Affermatosi ben presto, insieme a Federico Zeri, tra i maggiori “conoscitori” in ambito internazionale, si distingue per l'impressionante vastità dei suoi interessi, mirati a sollecitare la revisione del quadrante critico di riferimento. L'occasione può essere determinata dalla visita a una mostra, come quelle di Cleveland e di Roma sui pittori caravaggeschi (1972 e 1974), ovvero dalla discussione di opere inedite e da lui per la prima volta restituite al loro vero autore. È quanto accade in seguito al riconoscimento di un affresco Paolo Uccello nella chiesa bolognese di San Martino ("Paragone", 1980), tale da recare non soltanto nuovi argomenti al costituirsi del linguaggio rinascimentale a Bologna, ma anche al ruolo, fino ad allora depresso dalla critica ma a pieno titolo protagonistico, che l'artista ricopre nel seguito fiorentino di Masaccio.

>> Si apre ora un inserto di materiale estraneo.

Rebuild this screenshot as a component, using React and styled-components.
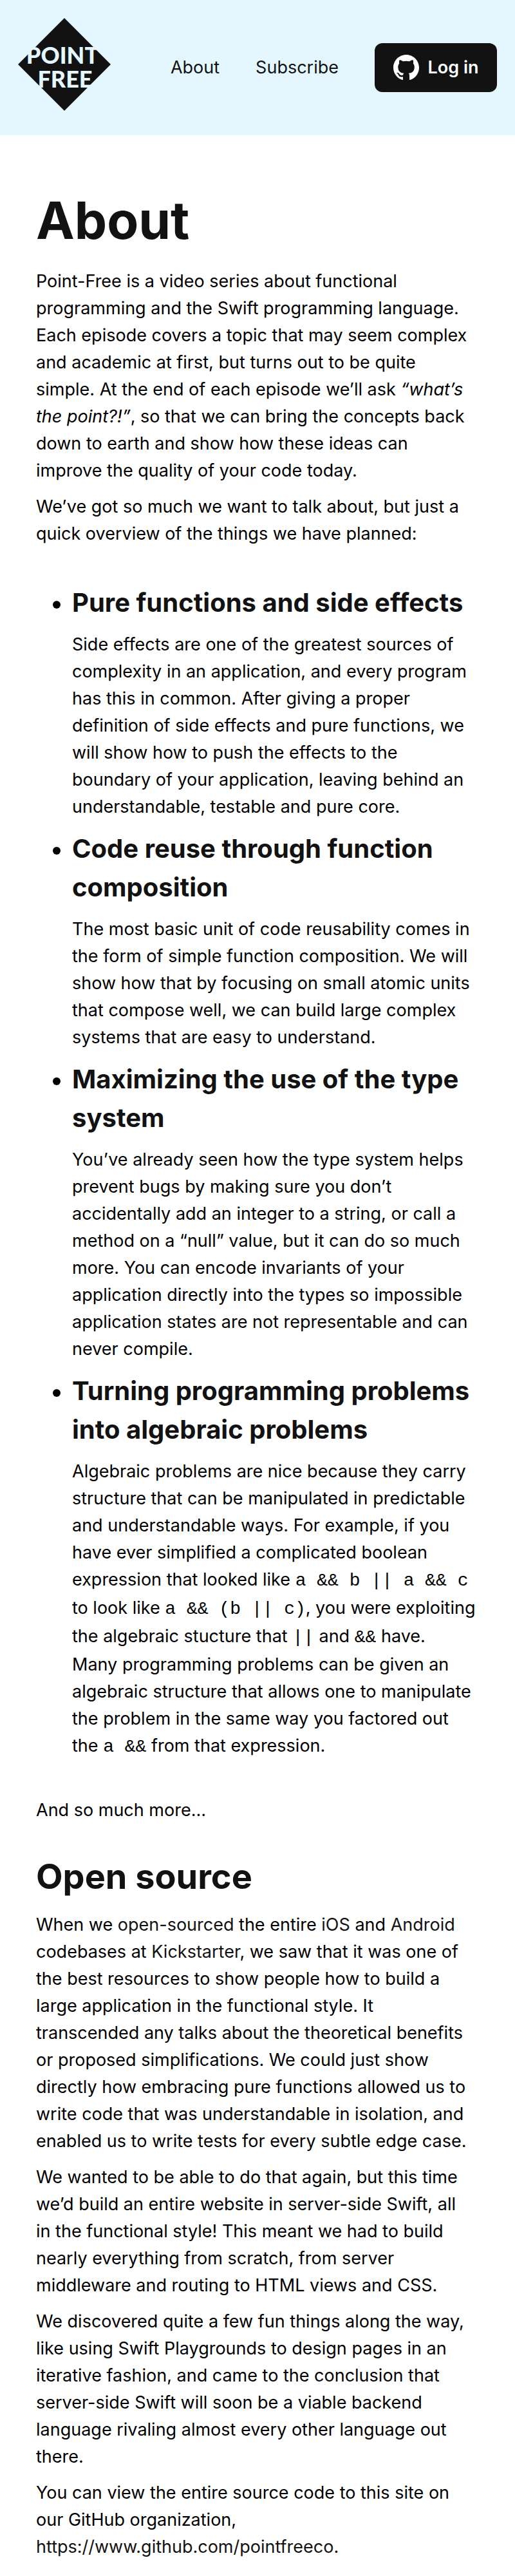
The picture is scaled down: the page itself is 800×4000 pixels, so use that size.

Rispetto alle posizioni di Longhi, Volpe consegue risultati autonomi anche per quanto riguarda la pittura di Raffaello nei suoi rapporti con la cultura veneziana, e in particolare di Giorgione, al quale dedica interventi di grande importanza. Fondamentale risulta altresì la sua riflessione sulla figura di Sebastiano del Piombo, così come sono da segnalare i numerosi contributi alla pittura veneziana del XV e XVI secolo.
Grande didatta, prepara regolarmente le dispense dei propri corsi, dedicati dapprima alla storia della critica d'arte e poi alla pittura tra Umbria e Toscana nel XIV secolo. Di tali dispense, ricche di importanti acquisizioni, solo quella dedicata a Pietro Lorenzetti è stata pubblicata postuma (1989). Numerose sono le mostre alle quali collabora, dall'Arte del Settecento emiliano (Bologna, 1979) al Gotico senese (Siena-Avignone, 1982-83).
Alla fine del 1983 vede la pubblicazione del suo lavoro più impegnato e complesso, Il lungo percorso del 'dipingere dolcissimo e tanto unito' (in Storia dell'arte italiana, V), in cui, riannodando i fili di una riflessione avviata ancora una volta da Longhi, riconosce la centralità della Lombardia nella rielaborazione di modi che, pur elaborati da Giotto in una particolare fase del suo percorso, a Firenze si sarebbero rivelati assai presto perdenti.